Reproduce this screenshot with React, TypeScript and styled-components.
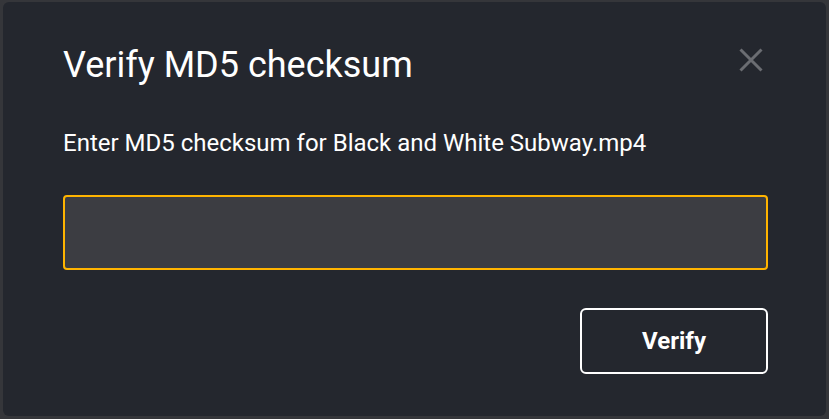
import React from "react";
import styled, { createGlobalStyle } from "styled-components";

const Global = createGlobalStyle`
  html, body { margin: 0; padding: 0; background: #35363a; }
  body { font-family: Roboto, "Noto Sans", sans-serif; }
  * { box-sizing: border-box; }
`;

const Backdrop = styled.div`
  width: 829px;
  height: 419px;
  padding: 2px 3px 3px 3px;
  background: #35363a;
`;

const Dialog = styled.div`
  width: 100%;
  height: 100%;
  background: #24272e;
  border-radius: 6px;
  padding: 42px 58px 0 60px;
  display: flex;
  flex-direction: column;
  color: #ffffff;
`;

const Header = styled.div`
  display: flex;
  align-items: flex-start;
  justify-content: space-between;
`;

const Title = styled.h1`
  margin: 0;
  font-size: 36px;
  font-weight: 400;
  line-height: 42px;
  color: #ffffff;
`;

const CloseButton = styled.button`
  border: none;
  background: transparent;
  padding: 0;
  width: 24px;
  height: 24px;
  margin: 4px 5px 0 0;
  display: flex;
  align-items: center;
  justify-content: center;
  cursor: pointer;
`;

const Message = styled.p`
  margin: 43px 0 0 0;
  font-size: 24px;
  line-height: 28px;
  color: #ffffff;
`;

const Input = styled.input`
  margin-top: 38px;
  width: 100%;
  height: 75px;
  background: #3c3d42;
  border: 2px solid #ffb400;
  border-radius: 4px;
  outline: none;
  color: #fff;
  font-size: 20px;
  font-family: inherit;
  padding: 0 16px;
`;

const Actions = styled.div`
  display: flex;
  justify-content: flex-end;
  margin-top: 38px;
`;

const VerifyButton = styled.button`
  width: 188px;
  height: 66px;
  background: transparent;
  border: 2px solid #ffffff;
  border-radius: 6px;
  color: #ffffff;
  font-family: inherit;
  font-size: 24px;
  font-weight: 700;
  cursor: pointer;
`;

export default function App() {
  return (
    <>
      <Global />
      <Backdrop>
        <Dialog>
          <Header>
            <Title>Verify MD5 checksum</Title>
            <CloseButton aria-label="Close">
              <svg width="24" height="24" viewBox="0 0 24 24">
                <path d="M1.5 1.5 L22.5 22.5 M22.5 1.5 L1.5 22.5" stroke="#6b6d72" strokeWidth="3" />
              </svg>
            </CloseButton>
          </Header>
          <Message>Enter MD5 checksum for Black and White Subway.mp4</Message>
          <Input />
          <Actions>
            <VerifyButton>Verify</VerifyButton>
          </Actions>
        </Dialog>
      </Backdrop>
    </>
  );
}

- Exercise requirements
Using the material above, set down every line exactly, but skip the pictures.

- Complete output
Reproduce this screenshot with React, TypeScript and styled-components.
import React from "react";
import styled, { createGlobalStyle } from "styled-components";

const Global = createGlobalStyle`
  html, body { margin: 0; padding: 0; background: #35363a; }
  body { font-family: Roboto, "Noto Sans", sans-serif; }
  * { box-sizing: border-box; }
`;

const Backdrop = styled.div`
  width: 829px;
  height: 419px;
  padding: 2px 3px 3px 3px;
  background: #35363a;
`;

const Dialog = styled.div`
  width: 100%;
  height: 100%;
  background: #24272e;
  border-radius: 6px;
  padding: 42px 58px 0 60px;
  display: flex;
  flex-direction: column;
  color: #ffffff;
`;

const Header = styled.div`
  display: flex;
  align-items: flex-start;
  justify-content: space-between;
`;

const Title = styled.h1`
  margin: 0;
  font-size: 36px;
  font-weight: 400;
  line-height: 42px;
  color: #ffffff;
`;

const CloseButton = styled.button`
  border: none;
  background: transparent;
  padding: 0;
  width: 24px;
  height: 24px;
  margin: 4px 5px 0 0;
  display: flex;
  align-items: center;
  justify-content: center;
  cursor: pointer;
`;

const Message = styled.p`
  margin: 43px 0 0 0;
  font-size: 24px;
  line-height: 28px;
  color: #ffffff;
`;

const Input = styled.input`
  margin-top: 38px;
  width: 100%;
  height: 75px;
  background: #3c3d42;
  border: 2px solid #ffb400;
  border-radius: 4px;
  outline: none;
  color: #fff;
  font-size: 20px;
  font-family: inherit;
  padding: 0 16px;
`;

const Actions = styled.div`
  display: flex;
  justify-content: flex-end;
  margin-top: 38px;
`;

const VerifyButton = styled.button`
  width: 188px;
  height: 66px;
  background: transparent;
  border: 2px solid #ffffff;
  border-radius: 6px;
  color: #ffffff;
  font-family: inherit;
  font-size: 24px;
  font-weight: 700;
  cursor: pointer;
`;

export default function App() {
  return (
    <>
      <Global />
      <Backdrop>
        <Dialog>
          <Header>
            <Title>Verify MD5 checksum</Title>
            <CloseButton aria-label="Close">
              <svg width="24" height="24" viewBox="0 0 24 24">
                <path d="M1.5 1.5 L22.5 22.5 M22.5 1.5 L1.5 22.5" stroke="#6b6d72" strokeWidth="3" />
              </svg>
            </CloseButton>
          </Header>
          <Message>Enter MD5 checksum for Black and White Subway.mp4</Message>
          <Input />
          <Actions>
            <VerifyButton>Verify</VerifyButton>
          </Actions>
        </Dialog>
      </Backdrop>
    </>
  );
}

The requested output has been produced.